== AVAILABLE DATA ==

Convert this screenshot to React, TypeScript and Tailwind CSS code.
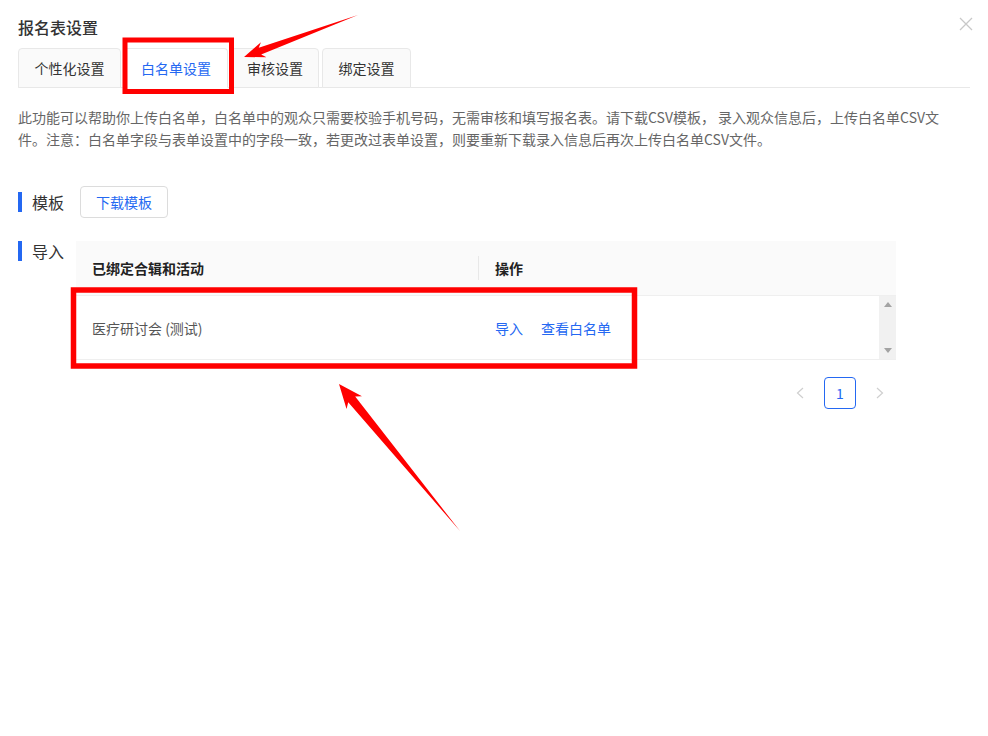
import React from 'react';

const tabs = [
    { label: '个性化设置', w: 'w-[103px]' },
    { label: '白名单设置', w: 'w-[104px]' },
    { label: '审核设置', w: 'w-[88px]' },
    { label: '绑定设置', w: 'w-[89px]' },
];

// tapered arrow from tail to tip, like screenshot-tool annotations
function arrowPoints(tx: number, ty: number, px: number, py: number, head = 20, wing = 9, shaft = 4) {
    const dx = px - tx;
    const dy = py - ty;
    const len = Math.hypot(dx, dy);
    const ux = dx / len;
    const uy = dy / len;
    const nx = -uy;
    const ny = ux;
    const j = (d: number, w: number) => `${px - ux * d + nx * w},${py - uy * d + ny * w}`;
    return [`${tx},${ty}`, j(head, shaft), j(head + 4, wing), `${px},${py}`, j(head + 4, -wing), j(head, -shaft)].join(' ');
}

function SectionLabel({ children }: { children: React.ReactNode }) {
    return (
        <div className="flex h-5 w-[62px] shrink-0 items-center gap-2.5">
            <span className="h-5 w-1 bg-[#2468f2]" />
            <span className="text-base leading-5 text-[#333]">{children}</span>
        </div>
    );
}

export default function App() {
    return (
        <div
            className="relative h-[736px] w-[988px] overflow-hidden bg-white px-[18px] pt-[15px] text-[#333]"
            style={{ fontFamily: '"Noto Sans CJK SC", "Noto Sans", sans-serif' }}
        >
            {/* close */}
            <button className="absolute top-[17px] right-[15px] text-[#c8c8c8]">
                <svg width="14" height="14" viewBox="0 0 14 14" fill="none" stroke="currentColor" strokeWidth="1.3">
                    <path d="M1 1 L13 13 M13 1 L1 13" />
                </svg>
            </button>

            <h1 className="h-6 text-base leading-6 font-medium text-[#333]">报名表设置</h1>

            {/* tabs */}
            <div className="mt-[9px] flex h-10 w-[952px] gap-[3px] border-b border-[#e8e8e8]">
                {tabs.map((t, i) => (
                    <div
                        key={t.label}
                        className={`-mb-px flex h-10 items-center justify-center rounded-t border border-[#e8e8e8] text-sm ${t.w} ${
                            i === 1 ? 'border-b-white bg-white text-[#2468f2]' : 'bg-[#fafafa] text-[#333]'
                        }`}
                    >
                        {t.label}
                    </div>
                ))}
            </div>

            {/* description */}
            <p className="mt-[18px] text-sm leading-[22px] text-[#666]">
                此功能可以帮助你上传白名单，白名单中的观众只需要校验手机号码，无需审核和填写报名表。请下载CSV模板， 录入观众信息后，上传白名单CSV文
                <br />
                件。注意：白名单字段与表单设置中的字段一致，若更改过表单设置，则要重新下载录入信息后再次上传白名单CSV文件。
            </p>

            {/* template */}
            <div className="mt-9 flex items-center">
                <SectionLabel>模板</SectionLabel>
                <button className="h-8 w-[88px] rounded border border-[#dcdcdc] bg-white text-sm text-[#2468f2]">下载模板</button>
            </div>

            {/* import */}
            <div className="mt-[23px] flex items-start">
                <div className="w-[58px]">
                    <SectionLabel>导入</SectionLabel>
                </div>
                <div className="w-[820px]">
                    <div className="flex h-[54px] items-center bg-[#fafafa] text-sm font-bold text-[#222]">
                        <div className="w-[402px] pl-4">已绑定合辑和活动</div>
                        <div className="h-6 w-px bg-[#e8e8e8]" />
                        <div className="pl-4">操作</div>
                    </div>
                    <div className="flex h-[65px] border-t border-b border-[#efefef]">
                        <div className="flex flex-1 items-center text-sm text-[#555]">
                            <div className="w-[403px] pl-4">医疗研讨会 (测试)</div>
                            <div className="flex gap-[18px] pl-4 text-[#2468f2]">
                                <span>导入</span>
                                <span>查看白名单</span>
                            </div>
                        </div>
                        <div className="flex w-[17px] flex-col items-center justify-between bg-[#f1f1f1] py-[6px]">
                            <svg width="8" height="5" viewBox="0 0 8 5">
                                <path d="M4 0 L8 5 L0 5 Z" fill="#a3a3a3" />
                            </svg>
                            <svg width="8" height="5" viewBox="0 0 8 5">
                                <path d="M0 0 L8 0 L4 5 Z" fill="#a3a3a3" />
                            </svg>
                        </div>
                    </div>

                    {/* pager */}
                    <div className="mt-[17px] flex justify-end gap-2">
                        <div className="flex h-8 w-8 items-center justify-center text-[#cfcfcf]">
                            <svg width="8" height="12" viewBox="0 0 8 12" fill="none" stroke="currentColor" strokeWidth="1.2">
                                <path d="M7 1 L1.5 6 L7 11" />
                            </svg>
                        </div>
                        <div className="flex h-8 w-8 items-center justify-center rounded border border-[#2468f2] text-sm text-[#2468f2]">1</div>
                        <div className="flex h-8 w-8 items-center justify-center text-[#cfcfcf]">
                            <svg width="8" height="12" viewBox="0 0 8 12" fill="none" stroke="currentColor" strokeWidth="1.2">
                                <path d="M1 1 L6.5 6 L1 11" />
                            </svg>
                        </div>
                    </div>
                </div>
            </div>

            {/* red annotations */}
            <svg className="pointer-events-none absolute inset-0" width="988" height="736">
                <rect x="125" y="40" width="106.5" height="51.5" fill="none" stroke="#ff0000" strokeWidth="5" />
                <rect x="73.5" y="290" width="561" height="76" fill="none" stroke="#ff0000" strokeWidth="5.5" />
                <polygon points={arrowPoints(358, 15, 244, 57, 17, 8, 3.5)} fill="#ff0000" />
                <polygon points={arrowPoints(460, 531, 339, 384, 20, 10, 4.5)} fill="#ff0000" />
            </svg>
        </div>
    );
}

===
== AVAILABLE DATA ==

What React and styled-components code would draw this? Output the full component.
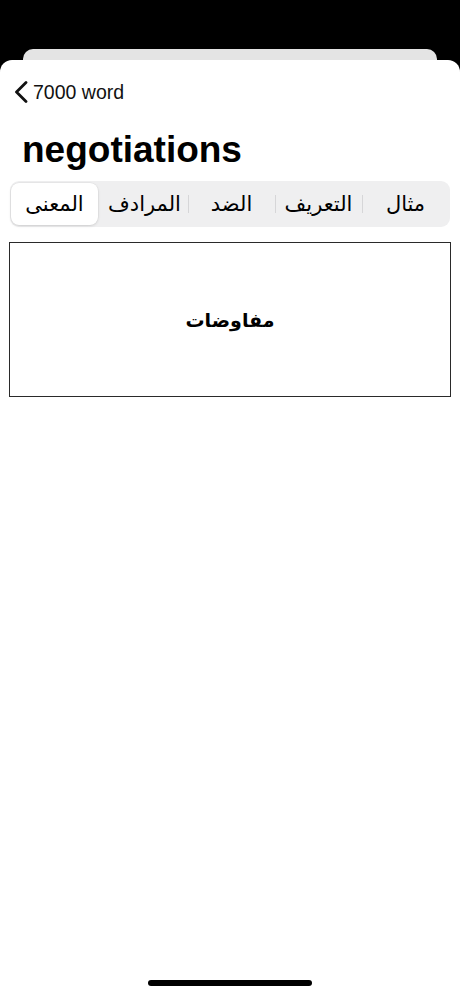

===

Output word for word the lines running from the one containing "Convert this screenshot" to the one containing "text-base leading-6 font-medium", both included, leaving out the pictures.

Convert this screenshot to React, TypeScript and Tailwind CSS code.
import React from 'react';

const tabs = [
    { label: '个性化设置', w: 'w-[103px]' },
    { label: '白名单设置', w: 'w-[104px]' },
    { label: '审核设置', w: 'w-[88px]' },
    { label: '绑定设置', w: 'w-[89px]' },
];

// tapered arrow from tail to tip, like screenshot-tool annotations
function arrowPoints(tx: number, ty: number, px: number, py: number, head = 20, wing = 9, shaft = 4) {
    const dx = px - tx;
    const dy = py - ty;
    const len = Math.hypot(dx, dy);
    const ux = dx / len;
    const uy = dy / len;
    const nx = -uy;
    const ny = ux;
    const j = (d: number, w: number) => `${px - ux * d + nx * w},${py - uy * d + ny * w}`;
    return [`${tx},${ty}`, j(head, shaft), j(head + 4, wing), `${px},${py}`, j(head + 4, -wing), j(head, -shaft)].join(' ');
}

function SectionLabel({ children }: { children: React.ReactNode }) {
    return (
        <div className="flex h-5 w-[62px] shrink-0 items-center gap-2.5">
            <span className="h-5 w-1 bg-[#2468f2]" />
            <span className="text-base leading-5 text-[#333]">{children}</span>
        </div>
    );
}

export default function App() {
    return (
        <div
            className="relative h-[736px] w-[988px] overflow-hidden bg-white px-[18px] pt-[15px] text-[#333]"
            style={{ fontFamily: '"Noto Sans CJK SC", "Noto Sans", sans-serif' }}
        >
            {/* close */}
            <button className="absolute top-[17px] right-[15px] text-[#c8c8c8]">
                <svg width="14" height="14" viewBox="0 0 14 14" fill="none" stroke="currentColor" strokeWidth="1.3">
                    <path d="M1 1 L13 13 M13 1 L1 13" />
                </svg>
            </button>

            <h1 className="h-6 text-base leading-6 font-medium text-[#333]">报名表设置</h1>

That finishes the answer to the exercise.